Blockchain Technology Unleashed

Blockchain is mechanics behind Bitcoin… and much more than that. Experts contend that the technology is no less pervasive and disruptive as Internet itself was in its day. At the moment, we are barely scratching the tip of the iceberg and talk about blockchain practical uses in terms of experiments and startups. The real fun is predicted to start in 3 to 5 years, but it would certainly pay to learn more about blockchain to-day.

Basically, blockchain is a data management method with some key features.

  • Information is encrypted and batched into blocks which are then connected in a linear, chronological order. Thus, we get an incessantly growing chain (ergo blockchain), where each block contains a link to the previous one.
  • There is no central authority to control what is going on – only participants, or nodes, agglomerated into a distributed peer-to-peer network, and the algorithm setting the rules. Hence, human bias, corruption, etc. are out of the equation, as well as intermediaries tearing off their slices of the pie.
  • Adding a new block requires more than half of the nodes to say yes, and once a block has been added no one can change or erase it.
  • Signals within a blockchain are not exchanged between certain nodes – they are broadcast to all of them at the same time, thus making the system public and transparent. Indeed, it is easier to steal a cookie from a stashed away box, than from a jar in a marketplace observed by thousands of people.
  • To make the system even more stable and secure, each node stores a copy of all the blocks that have ever been added, from the very beginning. This way, if an attacker hacks a node or many nodes, the remaining ‘healthy’ ones will continue to operate, accepting the longest blockchain, i.e. the ‘true’ one, as valid.

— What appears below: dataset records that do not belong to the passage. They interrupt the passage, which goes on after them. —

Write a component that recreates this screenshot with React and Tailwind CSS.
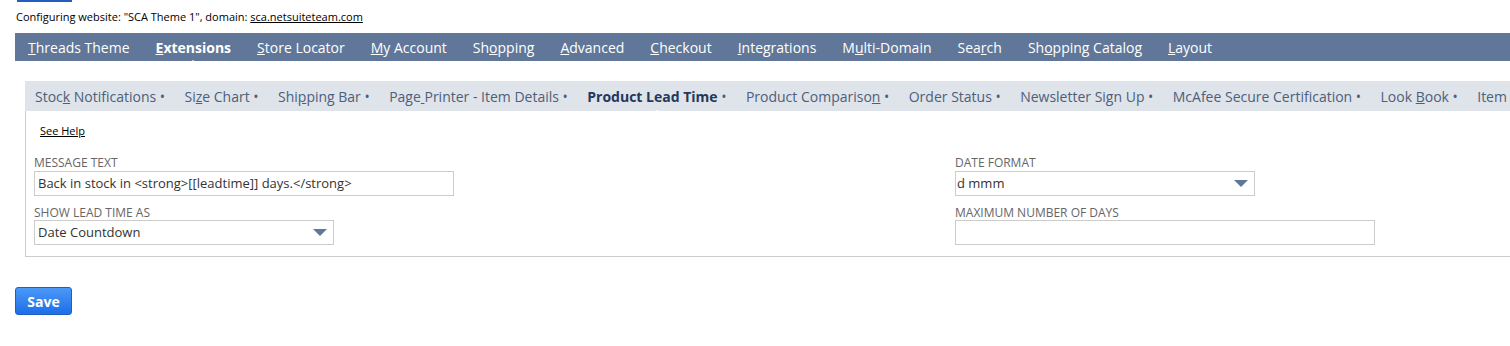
const navItems = [
  ["", "T", "hreads Theme"],
  ["", "E", "xtensions", true],
  ["", "S", "tore Locator"],
  ["", "M", "y Account"],
  ["Sh", "o", "pping"],
  ["", "A", "dvanced"],
  ["", "C", "heckout"],
  ["", "I", "ntegrations"],
  ["M", "u", "lti-Domain"],
  ["Sea", "r", "ch"],
  ["Sh", "o", "pping Catalog"],
  ["", "L", "ayout"],
];

const subTabs = [
  ["Stoc", "k", " Notifications"],
  ["Si", "z", "e Chart"],
  ["Shi", "p", "ping Bar"],
  ["Page", " ", "Printer - Item Details"],
  ["Product Lead Time", "", "", true],
  ["Product Compariso", "n", ""],
  ["Order Status", "", ""],
  ["Newsletter Sign Up", "", ""],
  ["McAfee Secure Certification", "", ""],
  ["Look ", "B", "ook"],
];

const Caret = () => (
  <svg width="14" height="8" viewBox="0 0 14 8" className="shrink-0">
    <path d="M0 0h14L7 7z" fill="#607799" />
  </svg>
);

const Label = ({ children }) => (
  <div className="text-[12px] leading-[14px] text-[#666] uppercase">{children}</div>
);

export default function App() {
  return (
    <div
      className="w-[1510px] h-[346px] bg-white overflow-hidden relative"
      style={{ fontFamily: '"Open Sans", Arial, sans-serif' }}
    >
      <div className="ml-[17px] w-[55px] h-[2px] bg-[#245dc1]" />
      <div className="ml-[16px] mt-[8px] text-[11px] leading-[14px] text-black">
        Configuring website: "SCA Theme 1", domain: <span className="underline">sca.netsuiteteam.com</span>
      </div>

      {/* main nav */}
      <div className="ml-[15px] mt-[9px] h-[28px] bg-[#607799] flex items-center pl-[13px] gap-[26px] whitespace-nowrap">
        {navItems.map(([a, u, b, active], i) => (
          <div
            key={i}
            className={`relative text-[14px] text-white ${active ? "font-bold" : ""}`}
          >
            {a}
            <span className="underline">{u}</span>
            {b}
            {active && (
              <div className="absolute left-1/2 -translate-x-1/2 bottom-[-8px] w-0 h-0 border-l-[7px] border-r-[7px] border-b-[6px] border-l-transparent border-r-transparent border-b-white" />
            )}
          </div>
        ))}
      </div>

      {/* sub tabs */}
      <div className="ml-[25px] mt-[20px] h-[30px] bg-[#dfe3ea] flex items-center pl-[10px] gap-[19.4px] whitespace-nowrap">
        {subTabs.map(([a, u, b, active], i) => (
          <div
            key={i}
            className={`relative text-[14px] ${active ? "font-bold text-[#24385b]" : "text-[#4d5f7a]"}`}
          >
            {a}
            {u && <span className="underline">{u}</span>}
            {b} <span className="font-normal text-[#4d5f7a]">•</span>
            {active && (
              <div className="absolute left-1/2 -translate-x-1/2 bottom-[-8px] w-0 h-0 border-l-[7px] border-r-[7px] border-b-[5px] border-l-transparent border-r-transparent border-b-white" />
            )}
          </div>
        ))}
        <div className="text-[14px] text-[#4d5f7a]">Item</div>
      </div>

      {/* content box */}
      <div className="ml-[25px] h-[146px] border-l border-b border-[#cccccc] pl-[8px] pt-[13px]">
        <div className="pl-[6px] text-[11px] leading-[14px] text-black underline">See Help</div>
        <div className="flex mt-[18px]">
          <div className="w-[921px] flex flex-col">
            <Label>MESSAGE TEXT</Label>
            <div className="mt-[1px] w-[420px] h-[25px] border border-[#cccccc] flex items-center px-[3px] text-[13px] text-[#333]">
              Back in stock in &lt;strong&gt;[[leadtime]] days.&lt;/strong&gt;
            </div>
            <div className="mt-[10px]">
              <Label>SHOW LEAD TIME AS</Label>
            </div>
            <div className="w-[300px] h-[25px] border border-[#cccccc] flex items-center justify-between pl-[3px] pr-[6px] text-[13px] text-[#333]">
              <span>Date Countdown</span>
              <Caret />
            </div>
          </div>
          <div className="flex flex-col">
            <Label>DATE FORMAT</Label>
            <div className="mt-[1px] w-[300px] h-[25px] border border-[#cccccc] flex items-center justify-between pl-[1px] pr-[6px] text-[13px] text-[#333]">
              <span>d mmm</span>
              <Caret />
            </div>
            <div className="mt-[10px]">
              <Label>MAXIMUM NUMBER OF DAYS</Label>
            </div>
            <div className="w-[420px] h-[25px] border border-[#cccccc]" />
          </div>
        </div>
      </div>

      <button className="ml-[15px] mt-[30px] w-[57px] h-[28px] rounded-[3px] border border-[#1f5fc4] bg-gradient-to-b from-[#4b98f7] to-[#1b6ee8] text-white font-bold text-[14px] flex items-center justify-center">
        Save
      </button>
    </div>
  );
}
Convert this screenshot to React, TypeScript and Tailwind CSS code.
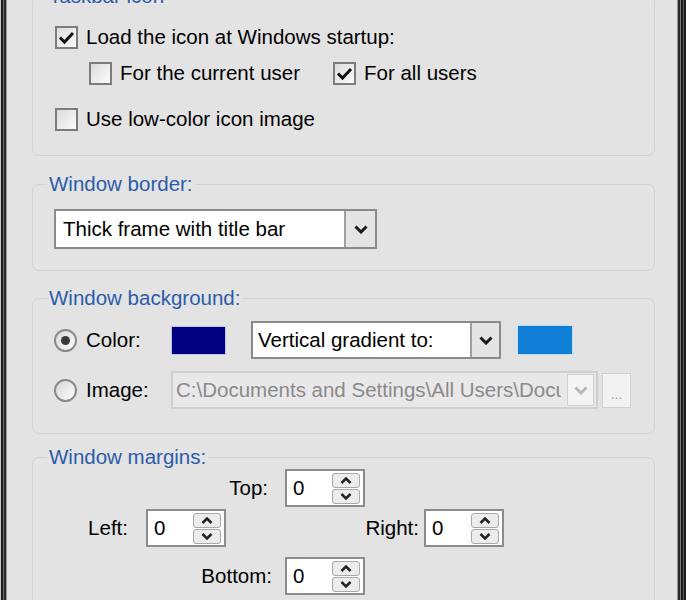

So, blockchain comes in handy virtually in any field where we want processes to be fast, cheap and trusted, from financial management to music industry. This article outlines the four major applications:

Cryptocurrencies

Ultimately, money is about a verified entry in a database of accounts, balances, and transactions. Traditionally, it was up to trusted third parties, like banks or financial services companies, to verify entries. But in 2009 Nakamoto introduced a type of electronic cash allowing for a money system relying not on trust, but on math – Bitcoin. It boils down to a simple formula: pick up a token, build a blockchain-based P2P network, agreeing about what can and cannot be done within it, add encryption to ensure everything’s fair and square, and voila – cryptocurrency is served. There are hundreds of them now – Ether, Cardano, NEO, Zcash, etc. etc. – to suit different needs and fields. The trick is to make people follow you, which leads us to the notion of

Initial Coin Offer (ICO)

If a conventional business seeks to go public, they do IPO (Initial Public Offering). If a cryptocurrency startup wants to go public, they opt for ICO. The difference is that instead of issuing shares, fledgling blockchain projects offer investors cryptocurrency tokens. It’s a way to raise money for new ventures, a kind of crowdfunding. This is how Etherum, for instance, raised circa $18 million in bitcoin in 2014. Among other successful ICO campaigns are those by Tezos, Bancor, TenX and so on.

Smart contracts

Smart contracts are contracts which are automatically enforced by computer protocols. The idea was first suggested as early as in 1994 by Nick Szabo. Yet, it was not put to good use until blockchain & cryptocurrencies emerged, making it much easier to register, verify and execute smart contracts. Now the two concepts work together to trigger transactions when a certain condition of an agreement is met.

Distributed and safe data storage

Storing bulky chunks of information – say, video archives – directly in a blockchain wouldn’t be a good idea, because each node in such a network would have to duplicate all those gigabytes. That’s why data storage companies like Storj, Filecoin or Decent use blockchain as an ‘incentive layer’: to implement smart contracts between owners of information and ‘farmers’, who store it on their machines; to pay farmers in cryptocurrency; and to keep records of what is happening to the data stored.